Aquí podríamos estar en el tránsito del que es esperado. De aquel alguien que es tejido y destejido por el mito, por una voz lejana, interior, relajada, fuera de la casa: símbolo del mundo desolado.
“La oscuridad es una de las pocas verdades/ a la medida del hombre”.
4.-
La muerte no es una metáfora. No es un abismo. Es sólo muerte. Un lugar donde no cabe el pensamiento. Un sitio donde la nada deja de abrumar. Un cuerpo lejano con “la mortaja en la boca”, y la noche, pesada, a la deriva: un reflejo de lo que hubo, de lo que significa la brevedad del tiempo, y llegar a “no ser los mismos” para comenzar el próximo viaje.
El poema dilata su tránsito. El ojo del poeta vuelve al interior y traza a Brueghel en la pared: “El triunfo de la muerte” o “El jardín de las delicias”, mientras la lámpara se mueve en las manos del alguien que lo conduce, como a Dante por los tres estadios de la eternidad.
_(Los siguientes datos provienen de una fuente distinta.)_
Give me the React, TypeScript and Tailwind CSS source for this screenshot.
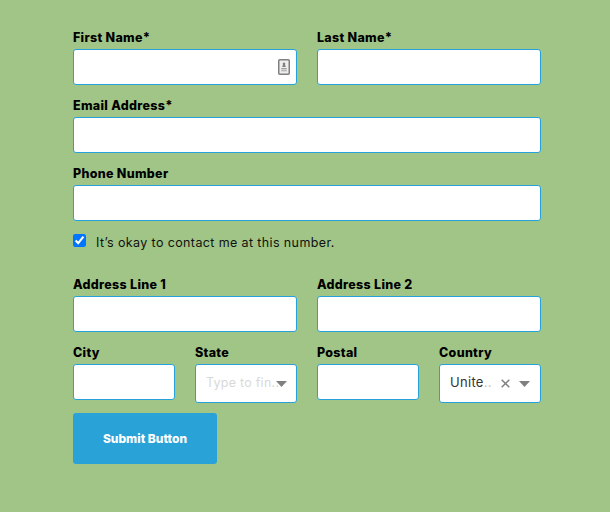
const font = { fontFamily: 'Inter, sans-serif' };

const Label = ({ text }: { text: string }) => (
    <label className="block h-[17px] mb-[3px] text-[12.5px] leading-[17px] font-extrabold tracking-[0.3px] text-black">{text}</label>
);

const Field = ({ label, children }: { label: string; children?: React.ReactNode }) => (
    <div className="min-w-0">
        <Label text={label} />
        <div className="relative h-9 bg-white border border-[#27a1d9] rounded-[3px]">{children}</div>
    </div>
);

const Arrow = () => (
    <svg width="11" height="6" viewBox="0 0 11 6" className="shrink-0">
        <path d="M0 0h11L5.5 6z" fill="#808080" />
    </svg>
);

const ContactIcon = () => (
    <svg width="12" height="16" viewBox="0 0 12 16" className="absolute right-[6px] top-[9px]">
        <rect x="0.75" y="0.75" width="10.5" height="14.5" rx="1" fill="#eeeeee" stroke="#808080" strokeWidth="1.5" />
        <path d="M6 3.5a1.2 1.2 0 0 1 1 2l.8 2.5H4.2L5 5.5a1.2 1.2 0 0 1 1-2z" fill="#808080" />
        <rect x="3.2" y="9" width="5.6" height="1.4" fill="#a0a0a0" />
        <rect x="3.2" y="11" width="5.6" height="1.4" fill="#b8b8b8" />
    </svg>
);

const Select = ({ label, children }: { label: string; children: React.ReactNode }) => (
    <div className="min-w-0">
        <Label text={label} />
        <div className="flex items-center h-[39px] bg-white border border-[#27a1d9] rounded-[3px]">{children}</div>
    </div>
);

export default function App() {
    return (
        <div className="w-full min-h-[512px] bg-[#a0c586] pt-[29px] pl-[73px] pr-[69px]" style={font}>
            <div className="flex flex-col">
                <div className="grid grid-cols-2 gap-x-5">
                    <Field label="First Name*"><ContactIcon /></Field>
                    <Field label="Last Name*" />
                </div>
                <div className="mt-3">
                    <Field label="Email Address*" />
                </div>
                <div className="mt-3">
                    <Field label="Phone Number" />
                </div>
                <div className="flex items-start mt-[13px] h-[15px]">
                    <input type="checkbox" defaultChecked className="w-[13px] h-[13px] m-0 accent-[#0075ff]" />
                    <span className="ml-[10px] text-[12.5px] leading-[17px] tracking-[0.38px] text-[#111]">It’s okay to contact me at this number.</span>
                </div>
                <div className="grid grid-cols-2 gap-x-5 mt-[27px]">
                    <Field label="Address Line 1" />
                    <Field label="Address Line 2" />
                </div>
                <div className="grid grid-cols-4 gap-x-5 mt-3 items-start">
                    <Field label="City" />
                    <Select label="State">
                        <span className="flex-1 min-w-0 pl-[10px] -mt-px text-[12.5px] tracking-[0.25px] text-[#d9d9d9] whitespace-nowrap">Type to fin..</span>
                        <span className="mr-[9px] flex"><Arrow /></span>
                    </Select>
                    <Field label="Postal" />
                    <Select label="Country">
                        <span className="flex-1 min-w-0 pl-[10px] -mt-px text-[13px] tracking-[0.3px] text-[#333] whitespace-nowrap">Unite<span className="text-[#c4c4c4]">..</span></span>
                        <svg width="9" height="9" viewBox="0 0 9 9" className="mr-[9px] shrink-0">
                            <path d="M.7.7l7.6 7.6M8.3.7L.7 8.3" stroke="#808080" strokeWidth="1.5" />
                        </svg>
                        <span className="mr-[10px] flex"><Arrow /></span>
                    </Select>
                </div>
                <button className="w-36 h-[51px] mt-[10px] bg-[#29a2d8] rounded-[3px] text-white text-[12px] font-extrabold">Submit Button</button>
            </div>
        </div>
    );
}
Mientras tanto, Beatriz es también una línea del poema.
Se puede emerger de la alucinación, de la fantasmal intención de las sombras: “Siempre, el amanecer, regresa a casa”. Y entonces, la luz. La casa del presente, la que es ahora, la solitaria cuyos muertos alientan la mirada a través de una ventana.
Por eso: “No basta un viaje de ida y vuelta”.
Alguien vuelve de aquel lugar. Alguien cierra la puerta.
El poema descansa. Calla para dar paso al silencio. Y el tiempo, la incapacidad para vencerlo.